The point that peoples fear of wolves is overblown has some merit but by the same token, the road apples the wolf lovers spread about there are no verified cases of wolf attacks on humans is pure propaganda. wolf attacks and even wolves killing people are relatively rare but there are a few every year in Canada and Alaska. We even have cases of able bodied people being killed by coyotes up here. One you may have read about down there was an Olympic athlete who was out jogging in an Ontario park and was attacked and killed by coyotes.
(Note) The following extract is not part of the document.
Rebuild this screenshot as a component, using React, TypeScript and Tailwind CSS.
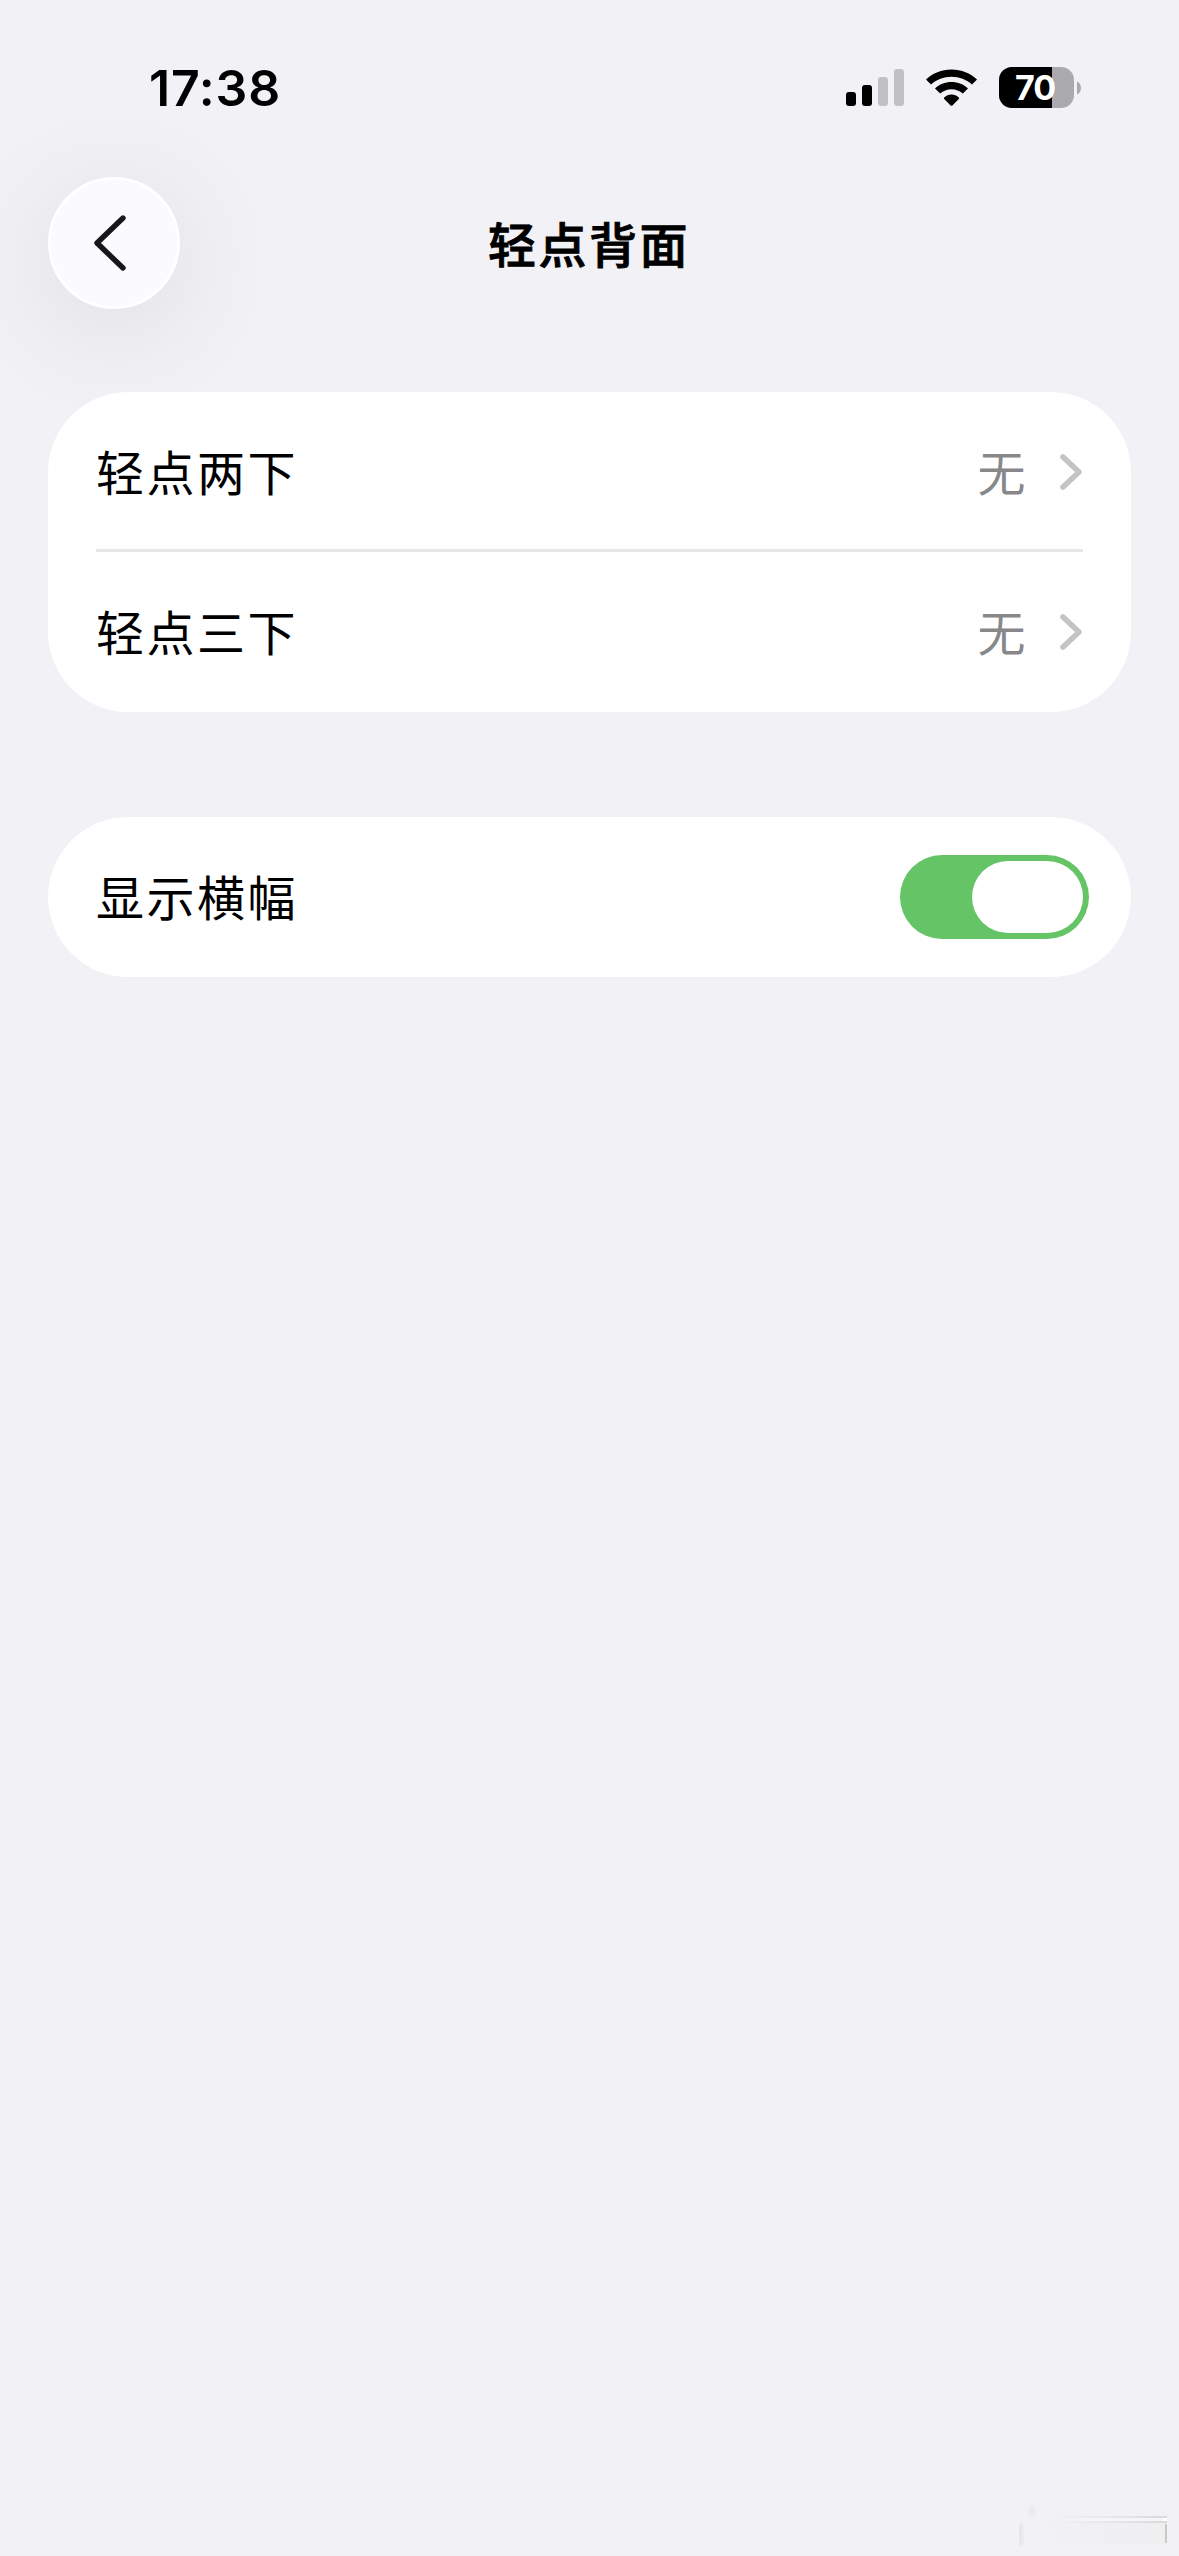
import { useState } from "react";
import * as Switch from "@radix-ui/react-switch";

interface LinkRowProps {
  label: string;
  value: string;
}

const links: LinkRowProps[] = [
  { label: "轻点两下", value: "无" },
  { label: "轻点三下", value: "无" },
];

const bars = [
  "h-[14px] bg-black",
  "h-[21px] bg-black",
  "h-[29px] bg-[#c1c0c5]",
  "h-[37px] bg-[#c1c0c5]",
];

const WifiIcon = () => (
  <svg width="51" height="38" viewBox="0 0 51 38" className="ml-[22px]">
    <path d="M25.5 0.5C35.4 0.5 44.4 4.3 51 10.4L46 15.5C40.6 10.6 33.4 7.7 25.5 7.7S10.4 10.6 5 15.5L0 10.4C6.6 4.3 15.6 0.5 25.5 0.5Z" />
    <path d="M25.5 13.1C31.9 13.1 37.7 15.5 42 19.4L36.8 24.6C33.8 21.9 29.8 20.3 25.5 20.3S17.2 21.9 14.2 24.6L9 19.4C13.3 15.5 19.1 13.1 25.5 13.1Z" />
    <path d="M25.5 25.4C28.3 25.4 30.8 26.5 32.8 28.4C33.3 28.9 33.3 29.5 32.8 30L26.4 36.4C25.8 37 25.2 37 24.6 36.4L18.2 30C17.7 29.5 17.7 28.9 18.2 28.4C20.2 26.5 22.7 25.4 25.5 25.4Z" />
  </svg>
);

const Battery = () => (
  <div className="ml-[22px] flex items-center gap-[3px]">
    <div className="relative flex h-[41px] w-[75px] overflow-hidden rounded-[13px] bg-[#aaa9ae]">
      <div className="h-full w-[53px] bg-black" />
      <span className="absolute inset-0 pr-[3px] text-center font-['Inter'] text-[34px] leading-[42px] font-bold tracking-[-1px] text-white">
        70
      </span>
    </div>
    <svg width="4" height="14" viewBox="0 0 4 14">
      <path d="M0 0.5C2.4 1.6 4 4 4 7S2.4 12.4 0 13.5Z" fill="#aaa9ae" />
    </svg>
  </div>
);

const StatusBar = () => (
  <div className="flex h-[177px] items-start justify-between pt-[67px] pr-[98px] pl-[149px]">
    <span className="font-['Inter'] text-[50px] leading-[42px] font-semibold tracking-[0.8px]">
      17:38
    </span>
    <div className="flex h-[41px] items-center">
      <div className="flex h-[37px] items-end gap-[6px]">
        {bars.map((bar) => (
          <div key={bar} className={`w-[10px] rounded-[3px] ${bar}`} />
        ))}
      </div>
      <WifiIcon />
      <Battery />
    </div>
  </div>
);

const Header = () => (
  <header className="grid h-[132px] grid-cols-[132px_1fr_132px] items-center">
    <button
      aria-label="返回"
      className="flex size-[132px] items-center justify-center rounded-full border-[3px] border-white bg-[#fafaff] shadow-[0_20px_110px_6px_rgba(0,0,0,0.08)]"
    >
      <svg
        width="32"
        height="56"
        viewBox="0 0 32 56"
        fill="none"
        className="mr-[9px]"
      >
        <path
          d="M29 3L3 28L29 53"
          stroke="#17171b"
          strokeWidth="5.4"
          strokeLinecap="round"
          strokeLinejoin="round"
        />
      </svg>
    </button>
    <h1 className="pr-[1px] pb-[3px] text-center text-[48px] font-medium tracking-[2.5px] [-webkit-text-stroke:0.9px_black]">
      轻点背面
    </h1>
  </header>
);

const LinkRow = ({ label, value }: LinkRowProps) => (
  <a className="flex h-[160px] items-center">
    <span className="flex-1 pb-[5px]">{label}</span>
    <span className="mr-[31px] pb-[5px] text-[#88888a]">{value}</span>
    <svg width="24" height="38" viewBox="0 0 24 38" fill="none">
      <path
        d="M4 4L20 19L4 34"
        stroke="#c4c4c6"
        strokeWidth="5.6"
        strokeLinecap="round"
        strokeLinejoin="round"
      />
    </svg>
  </a>
);

// Leftover smudge of the corner stamp
const CornerMark = () => (
  <svg
    width="160"
    height="50"
    viewBox="0 0 160 50"
    className="absolute right-0 bottom-0"
  >
    <defs>
      <linearGradient id="fade" x1="0" x2="1">
        <stop offset="0" stopColor="#e9e9ec" stopOpacity="0" />
        <stop offset="1" stopColor="#d8d8db" />
      </linearGradient>
      <linearGradient id="panel" x1="0" x2="1">
        <stop offset="0" stopColor="#f0f0f3" stopOpacity="0" />
        <stop offset="1" stopColor="#efeff0" />
      </linearGradient>
      <filter id="soft" x="-100%" width="300%">
        <feGaussianBlur stdDeviation="1.5" />
      </filter>
    </defs>
    <rect x="20" y="16" width="127" height="22" fill="url(#panel)" />
    <rect x="-6" y="18" width="10" height="21" fill="#e6e6e9" filter="url(#soft)" />
    <rect x="10" y="1" width="6" height="9" fill="#e9e9ec" filter="url(#soft)" />
    <rect x="20" y="10" width="128" height="2" fill="url(#fade)" />
    <rect x="60" y="12" width="88" height="3" fill="#f5f5f7" />
    <rect x="20" y="15" width="128" height="2" fill="url(#fade)" />
    <rect x="144" y="12" width="4" height="3" fill="#fff" />
    <rect x="146" y="18" width="2" height="19" fill="#c8c8ca" />
  </svg>
);

export default function App() {
  const [showBanner, setShowBanner] = useState(true);

  return (
    <div className="relative h-[2556px] w-[1179px] overflow-hidden bg-[#f1f1f6] font-['Noto_Sans_CJK_SC',sans-serif] text-black">
      <StatusBar />
      <div className="flex flex-col px-[48px] text-[48px] leading-[60px] tracking-[2.5px]">
        <Header />

        <section className="relative mt-[83px] rounded-[80px] bg-white px-[48px]">
          {links.map((link) => (
            <LinkRow key={link.label} {...link} />
          ))}
          <div className="absolute inset-x-[48px] top-[157px] h-[3px] bg-[#e6e6e6]" />
        </section>

        <section className="mt-[105px] flex h-[160px] items-center justify-between rounded-[80px] bg-white pr-[42px] pl-[48px]">
          <span className="pb-[5px]">显示横幅</span>
          <Switch.Root
            checked={showBanner}
            onCheckedChange={setShowBanner}
            aria-label="显示横幅"
            className="flex h-[84px] w-[189px] items-center justify-start rounded-full bg-[#dcdce0] p-[6px] data-[state=checked]:justify-end data-[state=checked]:bg-[#65c466]"
          >
            <Switch.Thumb className="h-[72px] w-[111px] rounded-full bg-white" />
          </Switch.Root>
        </section>
      </div>
      <CornerMark />
    </div>
  );
}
So to say that peoples fear of the wolf is totally unrealistic is over stating things in my experience.
 
Dean you are soooooo correct in saying the only means of keeping them under control is trapping and poisoning. I know a trapper in one popular area that has pretty much cleaned them out and the elk were abundant in that area and no wolf tracks or howling heard. My neighbor who sets up camp and stays there for over six weeks (big camp)every year and this was first year with no wolves in his area. I think that trapper guy is also using something else, but at any rate the wolves are gone and elk have come back strong until another pack moves in. We now have them everywhere here....dumbest thing I have ever heard of is my opinion. Yes, the local tribe was the big reason they ended up here in north central Idaho.
 
I didn't say gray wolves were a non-native species because they weren't here before being introduced (not re-introduced)...from humans killing them all off as you pointed out...but because they simply aren't a native species to Idaho. We had a different species of wolf before they were poisoned off years ago, according to everything I've read. These gray wolves are a lot bigger species, and therefore capable of killing larger game with less animals in the pack to help with a kill. Therefore they were introduced, not re-introduced. Controlling them without helicopters or poison is a pipe dream, or so history has shown. In my eyes they are like poachers. They kill when the opportunity to do so is presented, whether they are hungry or not. I've seen way to many pictures and heard to many first hand accounts from people that have found wolf killed elk and moose with nothing ate off of them. I wouldn't mind them being around, in all honesty, if they could be controlled and they truly only ate what they needed to...but we who live around them know that is not the case. "Big, bad wolf" stories have absolutely nothing to do with my opinion...or anyone else I've talked to in Idaho either for that matter. As I've said, I do not fear for my safety when in the woods because I know they are around...I'm way more concerned about happening upon a sow with a cub, or even a cow moose with a calf, then a wolf. In all my years in the woods a cow with a calf has been my only encounter that had me awlfully nervous for a few minutes, lol. (Well, I can laugh about it now...I wasn't laughing when it happened!)
 
Well......

This started off as a hunting Elk with a .54 caliber muzzleloader and 3 pages later it's just a debate over wolves. :(

I suggest we get back to the original subject.

By the way, the only place I can see on the forum where debates about wolves would fit the forum would be in the Non-Muzzleloading Forum, available only to paying members.

The other place the subject of wolves might fit is if the subject was hunting them with a muzzleloader and that would go in the Traditional Muzzleloading Hunting section. It would need to keep the discussion to actually hunting them, not the merits of demerits of them being in the woods.